__TASK PROMPT__
Show only lines that include "index".

__DATA BLOCK__
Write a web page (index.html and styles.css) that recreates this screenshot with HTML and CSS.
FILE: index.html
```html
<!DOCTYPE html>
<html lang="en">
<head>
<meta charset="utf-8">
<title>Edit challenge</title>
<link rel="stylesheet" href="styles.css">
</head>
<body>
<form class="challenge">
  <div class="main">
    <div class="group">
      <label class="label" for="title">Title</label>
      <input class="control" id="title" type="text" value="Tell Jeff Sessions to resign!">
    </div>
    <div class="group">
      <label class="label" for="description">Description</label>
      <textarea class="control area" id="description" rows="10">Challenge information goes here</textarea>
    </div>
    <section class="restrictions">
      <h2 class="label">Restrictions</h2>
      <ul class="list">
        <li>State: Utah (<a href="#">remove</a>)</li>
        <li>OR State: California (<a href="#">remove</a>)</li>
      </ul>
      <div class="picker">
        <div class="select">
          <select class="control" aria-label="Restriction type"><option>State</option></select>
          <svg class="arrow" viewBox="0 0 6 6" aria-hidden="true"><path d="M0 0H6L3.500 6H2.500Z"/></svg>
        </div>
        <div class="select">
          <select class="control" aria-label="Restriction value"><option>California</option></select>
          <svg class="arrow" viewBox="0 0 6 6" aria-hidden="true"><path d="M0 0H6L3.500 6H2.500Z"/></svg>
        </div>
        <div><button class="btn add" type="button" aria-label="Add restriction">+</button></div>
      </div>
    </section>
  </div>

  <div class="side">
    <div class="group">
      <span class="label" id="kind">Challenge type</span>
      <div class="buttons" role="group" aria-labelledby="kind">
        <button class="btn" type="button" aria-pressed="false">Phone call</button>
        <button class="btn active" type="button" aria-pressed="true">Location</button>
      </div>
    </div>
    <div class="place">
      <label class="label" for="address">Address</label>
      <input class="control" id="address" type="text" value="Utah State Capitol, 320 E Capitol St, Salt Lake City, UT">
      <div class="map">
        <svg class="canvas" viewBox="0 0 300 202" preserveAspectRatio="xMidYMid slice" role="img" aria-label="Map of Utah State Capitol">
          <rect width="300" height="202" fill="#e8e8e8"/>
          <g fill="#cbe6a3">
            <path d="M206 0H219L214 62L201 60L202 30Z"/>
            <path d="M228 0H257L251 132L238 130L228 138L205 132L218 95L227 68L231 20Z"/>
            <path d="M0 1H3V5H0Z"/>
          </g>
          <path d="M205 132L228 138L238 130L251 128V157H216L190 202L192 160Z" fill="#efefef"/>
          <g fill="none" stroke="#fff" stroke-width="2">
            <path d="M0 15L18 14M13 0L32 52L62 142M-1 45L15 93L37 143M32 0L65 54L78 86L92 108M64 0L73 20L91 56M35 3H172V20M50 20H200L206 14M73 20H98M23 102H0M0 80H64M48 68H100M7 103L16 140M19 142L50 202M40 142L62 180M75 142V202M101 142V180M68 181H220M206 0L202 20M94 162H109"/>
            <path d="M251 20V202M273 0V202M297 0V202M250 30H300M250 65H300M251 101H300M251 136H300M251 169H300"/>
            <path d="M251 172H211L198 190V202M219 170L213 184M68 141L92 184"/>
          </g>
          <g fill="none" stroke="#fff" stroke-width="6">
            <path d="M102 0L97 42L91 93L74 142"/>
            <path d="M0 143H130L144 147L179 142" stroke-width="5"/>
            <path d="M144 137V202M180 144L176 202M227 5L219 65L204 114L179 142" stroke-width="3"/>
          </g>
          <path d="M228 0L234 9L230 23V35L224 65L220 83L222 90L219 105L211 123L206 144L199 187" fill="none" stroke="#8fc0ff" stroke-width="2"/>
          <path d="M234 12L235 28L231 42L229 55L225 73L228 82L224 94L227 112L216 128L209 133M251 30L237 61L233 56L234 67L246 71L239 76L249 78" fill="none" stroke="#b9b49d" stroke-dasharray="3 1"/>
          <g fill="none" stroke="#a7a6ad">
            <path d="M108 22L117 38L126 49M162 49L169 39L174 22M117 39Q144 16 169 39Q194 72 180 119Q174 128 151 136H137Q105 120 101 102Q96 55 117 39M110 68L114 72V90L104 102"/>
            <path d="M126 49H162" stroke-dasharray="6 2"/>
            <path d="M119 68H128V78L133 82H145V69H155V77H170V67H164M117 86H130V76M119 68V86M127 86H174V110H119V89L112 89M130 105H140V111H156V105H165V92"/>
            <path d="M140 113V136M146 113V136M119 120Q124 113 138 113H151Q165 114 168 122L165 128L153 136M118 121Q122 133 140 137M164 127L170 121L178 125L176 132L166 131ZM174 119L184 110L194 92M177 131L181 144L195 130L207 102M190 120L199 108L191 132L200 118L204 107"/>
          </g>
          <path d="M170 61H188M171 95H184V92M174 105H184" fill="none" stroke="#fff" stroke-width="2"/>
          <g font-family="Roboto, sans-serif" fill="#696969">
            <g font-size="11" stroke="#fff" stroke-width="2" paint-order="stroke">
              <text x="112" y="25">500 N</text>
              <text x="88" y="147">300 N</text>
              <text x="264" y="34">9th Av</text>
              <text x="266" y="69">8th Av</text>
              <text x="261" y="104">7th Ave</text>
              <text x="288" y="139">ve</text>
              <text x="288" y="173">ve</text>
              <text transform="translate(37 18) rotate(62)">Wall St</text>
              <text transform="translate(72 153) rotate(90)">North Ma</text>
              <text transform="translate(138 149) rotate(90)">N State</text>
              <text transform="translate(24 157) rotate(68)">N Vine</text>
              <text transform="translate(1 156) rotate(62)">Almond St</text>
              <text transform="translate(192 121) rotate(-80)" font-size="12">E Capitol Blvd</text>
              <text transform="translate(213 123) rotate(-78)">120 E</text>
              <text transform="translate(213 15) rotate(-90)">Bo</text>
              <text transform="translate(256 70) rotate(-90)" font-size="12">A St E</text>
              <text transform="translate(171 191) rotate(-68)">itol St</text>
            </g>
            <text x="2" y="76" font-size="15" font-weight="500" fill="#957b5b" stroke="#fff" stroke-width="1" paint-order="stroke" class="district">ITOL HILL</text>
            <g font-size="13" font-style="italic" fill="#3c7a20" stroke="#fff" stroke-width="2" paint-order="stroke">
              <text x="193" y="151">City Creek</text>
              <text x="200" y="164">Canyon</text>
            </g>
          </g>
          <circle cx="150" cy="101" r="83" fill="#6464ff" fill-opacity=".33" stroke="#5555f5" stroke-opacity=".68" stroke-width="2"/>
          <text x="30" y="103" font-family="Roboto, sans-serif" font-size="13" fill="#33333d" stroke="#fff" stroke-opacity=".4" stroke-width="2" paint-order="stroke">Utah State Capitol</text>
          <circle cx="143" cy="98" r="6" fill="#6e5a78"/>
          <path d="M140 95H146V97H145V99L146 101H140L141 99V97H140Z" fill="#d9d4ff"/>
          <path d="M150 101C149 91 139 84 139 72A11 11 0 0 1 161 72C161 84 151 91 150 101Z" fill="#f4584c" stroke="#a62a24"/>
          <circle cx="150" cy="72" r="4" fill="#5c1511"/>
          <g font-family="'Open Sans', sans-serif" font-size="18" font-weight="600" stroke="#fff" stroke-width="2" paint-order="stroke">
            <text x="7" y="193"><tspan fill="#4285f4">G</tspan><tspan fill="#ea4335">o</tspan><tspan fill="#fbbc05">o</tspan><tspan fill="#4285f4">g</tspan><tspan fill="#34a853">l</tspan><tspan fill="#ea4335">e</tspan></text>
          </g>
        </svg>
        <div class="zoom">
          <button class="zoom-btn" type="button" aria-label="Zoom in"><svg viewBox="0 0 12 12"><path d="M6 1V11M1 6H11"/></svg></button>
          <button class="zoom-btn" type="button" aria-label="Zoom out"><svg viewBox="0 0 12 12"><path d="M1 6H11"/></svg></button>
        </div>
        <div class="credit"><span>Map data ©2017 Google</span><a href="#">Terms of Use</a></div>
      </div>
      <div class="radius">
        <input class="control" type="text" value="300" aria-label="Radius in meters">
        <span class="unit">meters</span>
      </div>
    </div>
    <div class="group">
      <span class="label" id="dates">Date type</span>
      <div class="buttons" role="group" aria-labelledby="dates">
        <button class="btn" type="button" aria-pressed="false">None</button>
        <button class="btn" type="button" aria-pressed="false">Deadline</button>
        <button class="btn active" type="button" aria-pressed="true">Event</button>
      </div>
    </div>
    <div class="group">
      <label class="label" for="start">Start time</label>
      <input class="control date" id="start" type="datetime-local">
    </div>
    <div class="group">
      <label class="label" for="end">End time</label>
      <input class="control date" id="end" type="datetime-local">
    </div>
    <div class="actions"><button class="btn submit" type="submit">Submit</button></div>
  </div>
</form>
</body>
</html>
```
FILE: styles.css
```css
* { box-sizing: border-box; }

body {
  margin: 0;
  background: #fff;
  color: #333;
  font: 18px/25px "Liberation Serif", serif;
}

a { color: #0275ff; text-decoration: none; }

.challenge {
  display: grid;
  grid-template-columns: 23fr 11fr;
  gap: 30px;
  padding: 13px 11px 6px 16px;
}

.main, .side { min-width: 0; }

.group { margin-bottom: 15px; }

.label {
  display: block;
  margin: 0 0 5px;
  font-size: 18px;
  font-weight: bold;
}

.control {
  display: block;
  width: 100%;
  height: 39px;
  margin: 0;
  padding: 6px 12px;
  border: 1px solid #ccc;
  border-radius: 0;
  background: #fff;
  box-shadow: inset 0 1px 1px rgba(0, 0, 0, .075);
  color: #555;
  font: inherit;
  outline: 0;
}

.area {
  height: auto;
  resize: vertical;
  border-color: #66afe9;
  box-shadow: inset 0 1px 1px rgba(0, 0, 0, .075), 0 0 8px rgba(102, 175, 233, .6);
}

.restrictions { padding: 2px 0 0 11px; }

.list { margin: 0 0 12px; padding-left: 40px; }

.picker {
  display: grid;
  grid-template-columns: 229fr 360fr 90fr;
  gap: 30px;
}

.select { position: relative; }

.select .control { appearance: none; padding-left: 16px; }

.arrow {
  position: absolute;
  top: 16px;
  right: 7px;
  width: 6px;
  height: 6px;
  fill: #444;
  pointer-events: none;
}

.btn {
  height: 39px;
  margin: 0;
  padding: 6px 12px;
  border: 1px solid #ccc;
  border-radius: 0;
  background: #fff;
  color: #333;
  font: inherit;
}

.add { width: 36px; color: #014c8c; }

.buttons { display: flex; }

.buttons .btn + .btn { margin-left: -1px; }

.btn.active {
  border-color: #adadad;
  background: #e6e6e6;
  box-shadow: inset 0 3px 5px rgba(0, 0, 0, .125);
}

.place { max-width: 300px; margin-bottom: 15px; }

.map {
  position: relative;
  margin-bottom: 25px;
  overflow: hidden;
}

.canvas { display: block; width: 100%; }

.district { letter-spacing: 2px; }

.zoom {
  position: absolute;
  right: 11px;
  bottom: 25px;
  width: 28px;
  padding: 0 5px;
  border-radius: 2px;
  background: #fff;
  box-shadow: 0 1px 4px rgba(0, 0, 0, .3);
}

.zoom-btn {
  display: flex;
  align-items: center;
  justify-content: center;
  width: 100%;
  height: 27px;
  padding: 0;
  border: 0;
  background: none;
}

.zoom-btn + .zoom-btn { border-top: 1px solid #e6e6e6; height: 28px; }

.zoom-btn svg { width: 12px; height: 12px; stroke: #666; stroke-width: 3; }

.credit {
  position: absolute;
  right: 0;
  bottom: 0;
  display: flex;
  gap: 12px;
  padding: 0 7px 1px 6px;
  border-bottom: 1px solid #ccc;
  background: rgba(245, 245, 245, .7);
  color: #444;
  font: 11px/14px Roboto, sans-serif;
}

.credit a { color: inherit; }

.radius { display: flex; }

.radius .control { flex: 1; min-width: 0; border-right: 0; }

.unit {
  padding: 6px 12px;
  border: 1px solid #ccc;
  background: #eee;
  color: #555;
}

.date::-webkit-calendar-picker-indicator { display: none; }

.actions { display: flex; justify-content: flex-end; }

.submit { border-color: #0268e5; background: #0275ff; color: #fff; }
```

__FINISHED EXERCISE__
Write a web page (index.html and styles.css) that recreates this screenshot with HTML and CSS.
FILE: index.html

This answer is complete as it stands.